OS RATOS TAMBÉM AMAM
Diretor Martin Scorsese finalmente consegue agradar tanto aqueles que buscam um produto de maior refinamento artístico, quanto os que preferem apenas passar algumas horas se entretendo no cinema.
- por André Lux
Sei que o que vou declarar a seguir soará como uma heresia a muitos profissionais da opinião que costumam idolatrar certos artistas, mas “Os Infiltrados” é o primeiro filme do diretor Martin Scorsese que eu realmente gostei, sem restrições. Tudo bem, reconheço que o sujeito é um bom diretor (especialmente de atores), que sabe tudo de cinema e inventa planos seqüências espetaculares. Mas só isso não basta para fazer um filme funcionar. Muitos de seus projetos anteriores, como “Gangues de Nova York”, “O Aviador” e “Os Bons Companheiros”, padeciam de narrações truncadas e excesso de duração, enquanto outros eram simplesmente chatos (“Época de Inocência” vem à mente, um filme onde absolutamente nada de interessante ocorre durante as mais de três horas de projeção!).
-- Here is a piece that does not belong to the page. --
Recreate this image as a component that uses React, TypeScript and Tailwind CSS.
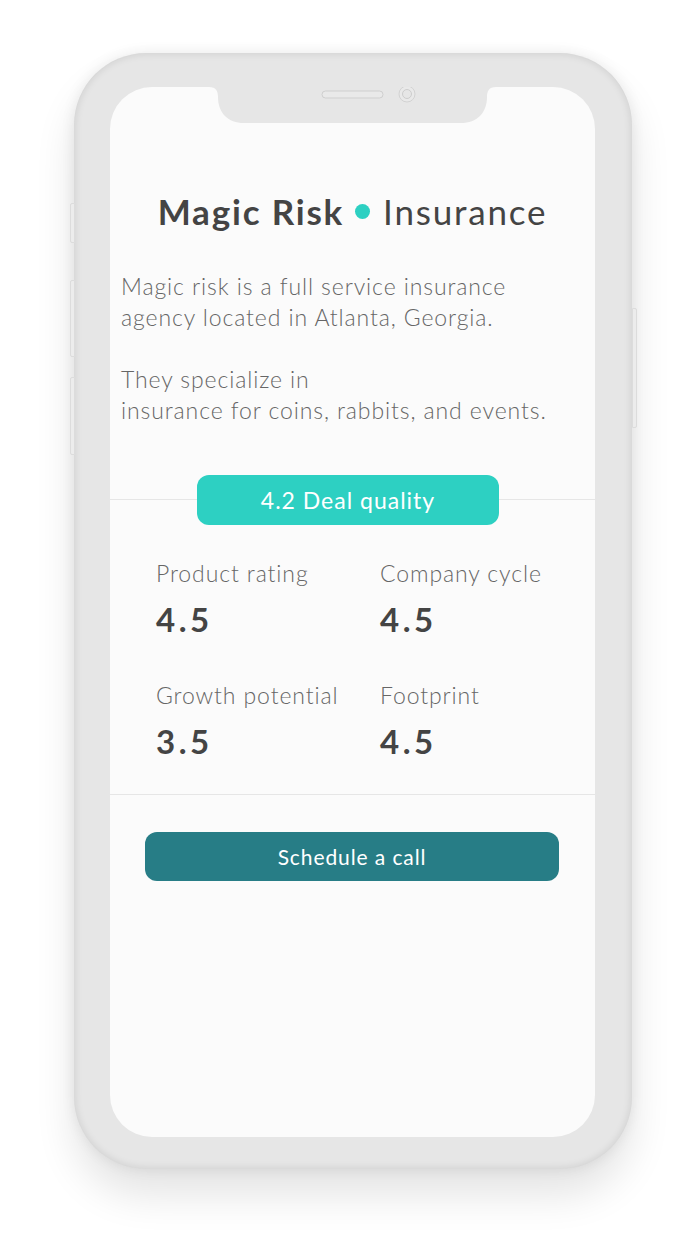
const stats = [
  { label: "Product rating", value: "4.5" },
  { label: "Company cycle", value: "4.5" },
  { label: "Growth potential", value: "3.5" },
  { label: "Footprint", value: "4.5" },
];

function Notch() {
  return (
    <div className="absolute left-[99px] top-0 w-[287px] h-[36px]">
      <svg width="287" height="36" viewBox="0 0 287 36" className="absolute inset-0">
        <path
          d="M0 0 H287 C280 0 278 4 278 10 C278 26 268 36 252 36 H35 C19 36 9 26 9 10 C9 4 7 0 0 0 Z"
          fill="#e6e6e6"
        />
        <rect x="113" y="4" width="61" height="7" rx="3.5" fill="#e9e9e9" stroke="#cfcfcf" strokeWidth="1" />
        <circle cx="198" cy="7" r="8" fill="#e9e9e9" stroke="#d2d2d2" strokeWidth="1" />
        <circle cx="198" cy="7" r="4.5" fill="#e6e6e6" stroke="#cdcdcd" strokeWidth="1" />
      </svg>
    </div>
  );
}

export default function App() {
  return (
    <div className="min-h-[1240px] w-[700px] bg-white pt-[53px] pl-[74px]" style={{ fontFamily: "Lato, 'Noto Sans', sans-serif" }}>
      <div className="relative w-[558px] h-[1116px] rounded-[72px] bg-[#e6e6e6] pt-[34px] pl-[36px] shadow-[0_26px_40px_rgba(0,0,0,0.11),0_0_14px_rgba(0,0,0,0.08),inset_0_0_8px_rgba(0,0,0,0.12)]">
        {/* side buttons */}
        <div className="absolute -left-[4px] top-[150px] w-[5px] h-[40px] rounded-l-[2px] bg-[#ececec] border border-[#dcdcdc]" />
        <div className="absolute -left-[4px] top-[227px] w-[5px] h-[77px] rounded-l-[2px] bg-[#ececec] border border-[#dcdcdc]" />
        <div className="absolute -left-[4px] top-[324px] w-[5px] h-[78px] rounded-l-[2px] bg-[#ececec] border border-[#dcdcdc]" />
        <div className="absolute -right-[5px] top-[255px] w-[5px] h-[120px] rounded-r-[2px] bg-[#ececec] border border-[#dcdcdc]" />

        <div className="relative w-[485px] h-[1050px] rounded-[42px] bg-[#fbfbfb] flex flex-col overflow-hidden">
          <Notch />

          <h1 className="mt-[102px] h-[44px] flex items-center justify-center text-[35px] leading-[44px] tracking-[1.8px] text-[#444]">
            <span className="font-bold">Magic Risk</span>
            <span className="inline-block w-[15px] h-[15px] rounded-full bg-[#2dd0c2] ml-[11px] mr-[13px]" />
            <span>Insurance</span>
          </h1>

          <div className="mt-[38px] pl-[11px] text-[23px] leading-[31px] tracking-[0.9px] text-[#666] font-light flex flex-col gap-[31px]">
            <p>
              Magic risk is a full service insurance
              <br />
              agency located in Atlanta, Georgia.
            </p>
            <p>
              They specialize in
              <br />
              insurance for coins, rabbits, and events.
            </p>
          </div>

          <div className="mt-[73px] border-t border-b border-[#e6e6e6] pb-[33px] flex flex-col">
            <div className="-mt-[25px] ml-[87px] w-[302px] h-[50px] rounded-[12px] bg-[#2dd0c2] flex items-center justify-center text-white text-[23px] tracking-[1px]">
              4.2 Deal quality
            </div>
            <div className="mt-[34px] pl-[46px] grid grid-cols-[224px_1fr] gap-y-[42px]">
              {stats.map((s) => (
                <div key={s.label} className="flex flex-col gap-[12px]">
                  <div className="text-[23px] leading-[28px] tracking-[0.9px] text-[#666] font-light">{s.label}</div>
                  <div className="text-[33px] leading-[40px] tracking-[3.5px] font-bold text-[#444]">{s.value}</div>
                </div>
              ))}
            </div>
          </div>

          <button className="mt-[37px] ml-[35px] w-[414px] h-[49px] rounded-[12px] bg-[#277d86] text-white text-[21px] tracking-[0.9px]">
            Schedule a call
          </button>
        </div>
      </div>
    </div>
  );
}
Nada disso acontece em “Os Infiltrados”. O filme é longo, mas a gente nem percebe, tamanho o nível de tensão e suspense que o diretor imprime em cada fotograma. Ficamos literalmente na ponta da cadeira durante quase toda a projeção, na expectativa do que vai acontecer em seguida na história. E o roteiro, inspirado no filme chinês “Internal Affairs”, reserva algumas surpresas chocantes, especialmente na conclusão.
Leonardo Di Caprio, que finalmente começa a ficar com cara de homem, está excelente no papel do policial que finge ser criminoso para se infiltrar na máfia irlandesa comandada por um verdadeiro psicopata (interpretado com seriedade e força por Jack Nicholson, que dá um show à parte). O ex-galã de “Titanic” consegue nos fazer sentir sua condição limítrofe por meio de vários nuances de interpretação, provando definitivamente que é um ator de verdade. No outro lado da moeda temos Matt Damon, que também funciona bem como o arrogante e inescrupuloso pau mandado do crime organizado infiltrado na polícia.
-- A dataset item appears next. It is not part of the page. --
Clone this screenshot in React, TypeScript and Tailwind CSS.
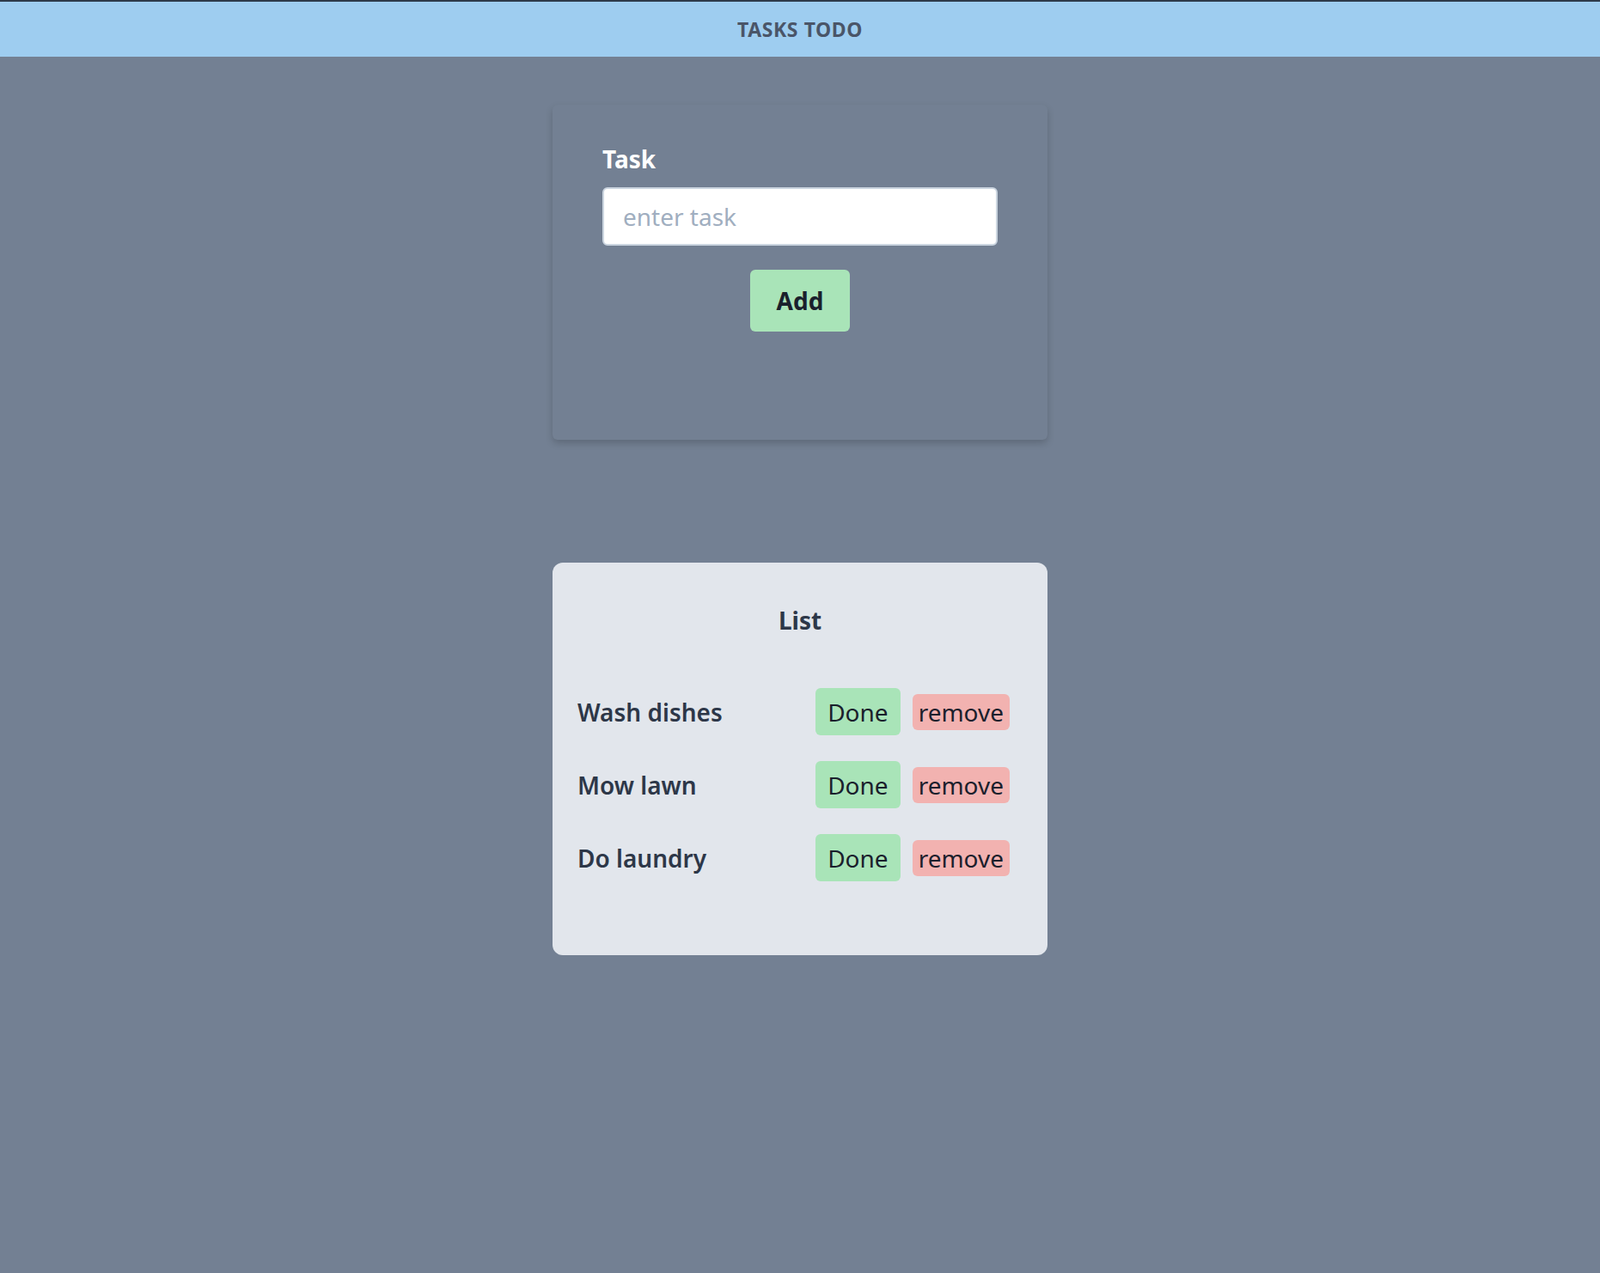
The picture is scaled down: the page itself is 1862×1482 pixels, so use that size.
const tasks = ["Wash dishes", "Mow lawn", "Do laundry"];

export default function App() {
  return (
    <div className="min-h-[1482px] bg-[#738093] font-['Inter',sans-serif]">
      <header className="h-[66px] border-t-2 border-[#2d3a4a] bg-[#9ecdf0] flex items-center justify-center">
        <h1 className="text-[23px] font-bold tracking-wide text-[#4a5568]">TASKS TODO</h1>
      </header>

      <div className="w-[576px] mx-auto mt-[56px] h-[390px] rounded-md bg-[#738093] shadow-[0_4px_8px_rgba(0,0,0,0.18)] px-[58px] pt-[42px]">
        <label className="block text-[28px] font-bold text-white mb-[12px]">Task</label>
        <input
          placeholder="enter task"
          className="w-full h-[68px] rounded-md border-2 border-[#cbd5e0] bg-white px-[22px] text-[28px] text-[#2d3748] placeholder:text-[#a0aec0] outline-none"
        />
        <div className="flex justify-center mt-[28px]">
          <button className="w-[116px] h-[72px] rounded-md bg-[#a9e4b8] text-[28px] font-bold text-[#1a202c]">Add</button>
        </div>
      </div>

      <div className="w-[576px] mx-auto mt-[143px] h-[457px] rounded-xl bg-[#e2e6ec] px-[29px] pt-[46px]">
        <h2 className="text-center text-[28px] font-bold text-[#2d3748]">List</h2>
        <div className="mt-[58px] flex flex-col gap-[30px]">
          {tasks.map((t) => (
            <div key={t} className="flex items-center">
              <span className="flex-1 text-[28px] font-semibold text-[#2d3748]">{t}</span>
              <button className="h-[55px] px-[14px] rounded-md bg-[#a9e4b8] text-[28px] text-[#1a202c]">Done</button>
              <button className="ml-[14px] mr-[15px] h-[42px] px-[7px] rounded-md bg-[#f2b2b0] text-[28px] text-[#1a202c] leading-none">remove</button>
            </div>
          ))}
        </div>
      </div>
    </div>
  );
}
Apesar da direção de fotografia ser do consagrado Michael Bauhaus, Scorsese optou dessa vez por uma decupagem seca, isenta de malabarismos estéticos e mais focada nos atores, fator que deixa o filme ainda mais angustiante e realista, especialmente nas cenas de violência. Soma-se a isso uma montagem vibrante e uma trilha sonora que contrapõe canções pop intensas à partitura intimista de Howard Shore (o mesmo da trilogia “O Senhor dos Anéis”) e o resultado é um ótimo filme, capaz de agradar tanto aqueles que buscam um produto de maior refinamento artístico, quanto os que preferem apenas passar algumas horas se entretendo no cinema.
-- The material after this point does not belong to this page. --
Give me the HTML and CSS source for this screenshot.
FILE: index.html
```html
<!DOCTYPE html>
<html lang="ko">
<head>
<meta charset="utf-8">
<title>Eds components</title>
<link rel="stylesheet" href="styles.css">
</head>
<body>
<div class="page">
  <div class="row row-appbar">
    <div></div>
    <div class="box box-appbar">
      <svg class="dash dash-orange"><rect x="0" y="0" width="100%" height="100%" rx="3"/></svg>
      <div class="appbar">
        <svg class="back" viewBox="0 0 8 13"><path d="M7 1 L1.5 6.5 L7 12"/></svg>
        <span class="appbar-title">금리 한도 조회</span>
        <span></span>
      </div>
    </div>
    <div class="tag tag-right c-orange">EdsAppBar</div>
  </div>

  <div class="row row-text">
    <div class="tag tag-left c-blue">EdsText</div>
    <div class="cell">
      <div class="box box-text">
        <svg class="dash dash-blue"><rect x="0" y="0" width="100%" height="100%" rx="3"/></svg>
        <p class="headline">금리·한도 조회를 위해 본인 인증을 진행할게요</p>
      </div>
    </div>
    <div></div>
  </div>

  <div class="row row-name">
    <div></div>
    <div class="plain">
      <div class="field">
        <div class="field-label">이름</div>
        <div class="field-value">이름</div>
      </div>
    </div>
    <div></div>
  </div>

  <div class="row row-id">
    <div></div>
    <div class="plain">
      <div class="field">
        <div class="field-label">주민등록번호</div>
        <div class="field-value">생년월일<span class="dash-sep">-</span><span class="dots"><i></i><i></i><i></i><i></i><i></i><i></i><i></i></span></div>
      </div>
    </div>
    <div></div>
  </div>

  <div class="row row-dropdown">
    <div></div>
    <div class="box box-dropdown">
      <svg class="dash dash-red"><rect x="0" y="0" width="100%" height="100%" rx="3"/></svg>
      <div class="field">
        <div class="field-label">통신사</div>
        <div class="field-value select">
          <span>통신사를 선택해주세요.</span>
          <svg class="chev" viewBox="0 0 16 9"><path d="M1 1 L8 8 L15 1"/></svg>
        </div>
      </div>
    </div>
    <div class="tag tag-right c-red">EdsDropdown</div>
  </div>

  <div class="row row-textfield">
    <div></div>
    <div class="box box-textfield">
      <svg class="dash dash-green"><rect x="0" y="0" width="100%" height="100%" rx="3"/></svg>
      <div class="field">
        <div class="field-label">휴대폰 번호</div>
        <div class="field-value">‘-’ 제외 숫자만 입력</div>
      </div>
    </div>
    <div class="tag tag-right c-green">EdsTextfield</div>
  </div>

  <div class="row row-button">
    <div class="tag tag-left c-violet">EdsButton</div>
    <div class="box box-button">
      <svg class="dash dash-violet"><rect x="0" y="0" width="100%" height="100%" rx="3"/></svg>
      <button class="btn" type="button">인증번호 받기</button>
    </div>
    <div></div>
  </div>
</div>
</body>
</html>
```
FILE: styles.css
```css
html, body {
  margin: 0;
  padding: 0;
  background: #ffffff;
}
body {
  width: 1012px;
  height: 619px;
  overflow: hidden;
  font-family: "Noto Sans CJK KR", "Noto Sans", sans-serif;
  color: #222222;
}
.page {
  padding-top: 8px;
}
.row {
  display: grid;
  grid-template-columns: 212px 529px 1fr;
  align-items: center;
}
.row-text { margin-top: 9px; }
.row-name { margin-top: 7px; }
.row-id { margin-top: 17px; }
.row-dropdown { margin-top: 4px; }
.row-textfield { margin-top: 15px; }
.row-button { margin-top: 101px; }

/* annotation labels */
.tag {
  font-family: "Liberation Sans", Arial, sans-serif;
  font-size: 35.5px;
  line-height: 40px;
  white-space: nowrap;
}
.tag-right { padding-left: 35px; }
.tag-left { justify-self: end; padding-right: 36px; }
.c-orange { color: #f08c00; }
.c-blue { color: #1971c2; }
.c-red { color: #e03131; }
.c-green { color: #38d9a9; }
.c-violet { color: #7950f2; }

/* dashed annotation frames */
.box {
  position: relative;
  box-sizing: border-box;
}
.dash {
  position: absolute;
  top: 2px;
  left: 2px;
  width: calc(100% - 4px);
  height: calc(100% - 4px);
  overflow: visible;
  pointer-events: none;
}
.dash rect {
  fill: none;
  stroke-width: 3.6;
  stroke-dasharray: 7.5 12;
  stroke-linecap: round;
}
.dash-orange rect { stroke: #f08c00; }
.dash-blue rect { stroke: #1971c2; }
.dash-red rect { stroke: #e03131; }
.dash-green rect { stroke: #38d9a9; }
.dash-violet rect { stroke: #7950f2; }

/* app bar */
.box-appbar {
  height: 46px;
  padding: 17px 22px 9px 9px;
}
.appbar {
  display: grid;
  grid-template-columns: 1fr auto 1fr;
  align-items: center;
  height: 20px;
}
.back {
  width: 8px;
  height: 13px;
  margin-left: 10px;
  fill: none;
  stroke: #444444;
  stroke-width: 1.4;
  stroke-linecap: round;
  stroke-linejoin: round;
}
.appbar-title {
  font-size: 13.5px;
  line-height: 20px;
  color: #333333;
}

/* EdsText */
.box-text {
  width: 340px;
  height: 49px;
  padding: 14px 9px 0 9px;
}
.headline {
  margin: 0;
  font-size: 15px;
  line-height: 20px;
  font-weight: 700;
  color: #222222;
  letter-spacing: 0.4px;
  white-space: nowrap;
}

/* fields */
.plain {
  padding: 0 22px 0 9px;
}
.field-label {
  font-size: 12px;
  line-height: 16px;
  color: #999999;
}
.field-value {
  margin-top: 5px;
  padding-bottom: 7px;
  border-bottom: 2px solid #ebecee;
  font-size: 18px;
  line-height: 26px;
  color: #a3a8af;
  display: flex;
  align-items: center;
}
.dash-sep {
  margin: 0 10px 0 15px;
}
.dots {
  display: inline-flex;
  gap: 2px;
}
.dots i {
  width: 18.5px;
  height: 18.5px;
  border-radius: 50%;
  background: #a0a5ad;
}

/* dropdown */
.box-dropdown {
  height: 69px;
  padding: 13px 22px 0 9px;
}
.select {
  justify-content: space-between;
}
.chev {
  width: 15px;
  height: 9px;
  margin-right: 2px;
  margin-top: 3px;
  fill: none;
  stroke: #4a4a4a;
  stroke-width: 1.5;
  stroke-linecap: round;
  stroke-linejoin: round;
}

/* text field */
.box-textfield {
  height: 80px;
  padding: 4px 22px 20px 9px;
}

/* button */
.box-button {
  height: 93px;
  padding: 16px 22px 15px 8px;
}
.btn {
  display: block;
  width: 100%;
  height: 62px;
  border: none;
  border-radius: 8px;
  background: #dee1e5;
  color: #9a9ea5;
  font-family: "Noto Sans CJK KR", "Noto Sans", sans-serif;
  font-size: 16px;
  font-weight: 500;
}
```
Em comum com outros filmes do cineasta, “Os Infiltrados” aborda o caos e a degradação urbana pelo ponto de vista da criminalidade sem ter uma moral definida, o que é algo sempre louvável particularmente nesses tempos moralistas em que vivemos atualmente. No mundo de Scorsese, ninguém presta, todos são mentirosos, manipuladores e falíveis. Não é à toa, portanto, que a figura que permeia o filme todo é a de um rato - tanto na forma de expressão verbal (que serve para rotular os infiltrados), quanto literal (na cena que encerra a projeção). Mas, atenção, até os ratos amam e são amados. Assim também como na vida real. Veja e comprove.
Cotação: * * * * *
Um comentário:
Remake meia-boca do original chinês.